A recent research by human rights organisation Front Line Defenders has revealed that sex worker activists are among the most at-risk defenders of human rights in the world as they face multiple threats and violent attacks.

The research highlights the experience of 300 individuals in Tanzania, Kyrgyzstan, El Salvador and Myanmar.

It focuses on cases of sexual assault, threats from managers and clients, raids on homes and offices, physical attacks and police surveillance endured by sex workers undertaking human rights work.

The services the activists provide to fellow sex workers include, negotiating access to brothels, conducting gender rights training, offering legal and health counselling, reporting experiences of violence, and campaigning for freedom of movement and free choice of employment for those seeking to leave sex work.

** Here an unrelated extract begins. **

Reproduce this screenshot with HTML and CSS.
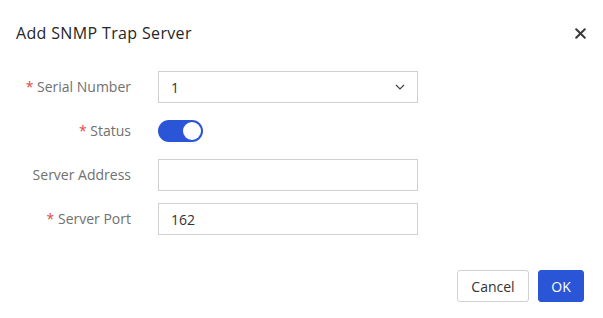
FILE: index.html
```html
<!DOCTYPE html>
<html>
<head>
<meta charset="utf-8">
<link rel="stylesheet" href="styles.css">
</head>
<body>
<div class="dialog">
  <div class="header">
    <div class="title">Add SNMP Trap Server</div>
    <button class="close" aria-label="Close">
      <svg width="11" height="11" viewBox="0 0 11 11"><path d="M1.2 1.2L9.8 9.8M9.8 1.2L1.2 9.8" stroke="#3a3a3a" stroke-width="2" stroke-linecap="round"/></svg>
    </button>
  </div>
  <div class="form">
    <div class="row">
      <label class="label"><span class="req">*</span> Serial Number</label>
      <div class="control">
        <div class="select">
          <span class="value">1</span>
          <svg class="chev" width="10" height="6" viewBox="0 0 10 6"><path d="M1 1L5 5L9 1" stroke="#444" stroke-width="1.2" fill="none"/></svg>
        </div>
      </div>
    </div>
    <div class="row">
      <label class="label"><span class="req">*</span> Status</label>
      <div class="control">
        <div class="switch"><span class="knob"></span></div>
      </div>
    </div>
    <div class="row">
      <label class="label">Server Address</label>
      <div class="control">
        <div class="input"></div>
      </div>
    </div>
    <div class="row">
      <label class="label"><span class="req">*</span> Server Port</label>
      <div class="control">
        <div class="input"><span class="value">162</span></div>
      </div>
    </div>
  </div>
  <div class="footer">
    <button class="btn btn-default">Cancel</button>
    <button class="btn btn-primary">OK</button>
  </div>
</div>
</body>
</html>
```
FILE: styles.css
```css
* { box-sizing: border-box; }
html, body { margin: 0; padding: 0; background: #fff; }
body {
  font-family: "Open Sans", "Noto Sans", sans-serif;
  color: #333;
}
.dialog {
  width: 603px;
  height: 318px;
  display: flex;
  flex-direction: column;
}
.header {
  display: flex;
  align-items: center;
  justify-content: space-between;
  height: 66px;
  padding: 0 16px 0 16px;
}
.title {
  font-size: 16px;
  color: #262626;
  letter-spacing: 0.35px;
}
.close {
  border: 0;
  background: none;
  padding: 0;
  margin-right: 1px;
  width: 11px;
  height: 11px;
  display: flex;
}
.form {
  display: flex;
  flex-direction: column;
  gap: 12px;
  padding-top: 5px;
}
.row {
  display: flex;
  align-items: center;
  height: 32px;
}
.label {
  width: 131px;
  text-align: right;
  font-size: 14px;
  color: #707070;
  flex: none;
  padding-bottom: 2px;
}
.req { color: #e0493b; }
.control {
  margin-left: 27px;
  width: 260px;
}
.select, .input {
  height: 32px;
  border: 1px solid #d0d0d0;
  display: flex;
  align-items: center;
  padding: 0 12px;
  font-size: 14px;
  color: #333;
}
.select { justify-content: space-between; }
.switch {
  width: 45px;
  height: 22px;
  border-radius: 11px;
  background: #2a55d6;
  position: relative;
}
.knob {
  position: absolute;
  right: 2px;
  top: 2px;
  width: 18px;
  height: 18px;
  border-radius: 50%;
  background: #fff;
}
.footer {
  margin-top: auto;
  display: flex;
  justify-content: flex-end;
  gap: 9px;
  padding: 0 19px 16px 0;
}
.btn {
  height: 32px;
  font-family: inherit;
  font-size: 14px;
  border-radius: 3px;
  cursor: pointer;
}
.btn-default {
  width: 72px;
  background: #fff;
  border: 1px solid #d0d0d0;
  color: #333;
}
.btn-primary {
  width: 46px;
  background: #2a55d6;
  border: 1px solid #2a55d6;
  color: #fff;
}
```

Research and visibility coordinator at Front Line Defenders and lead author of the report, Erin Kilbride, was quoted by The Guardian as saying, "Sex worker rights defenders take extreme personal risks to protect their communities’ rights to access justice, healthcare, housing and food, while responding to the immediate threats of police and domestic violence, discrimination, criminalisation and structural poverty.”

As per the report, in El Salvador, and other countries, physical attacks by clients and managers began after they learned about a sex worker’s activism.

In Myanmar, police followed activists to brothels to conduct raids during human rights trainings. 

Also, some activists had been forced to change where they sell sex. This is because police surveillance increased after they became known for their human rights work.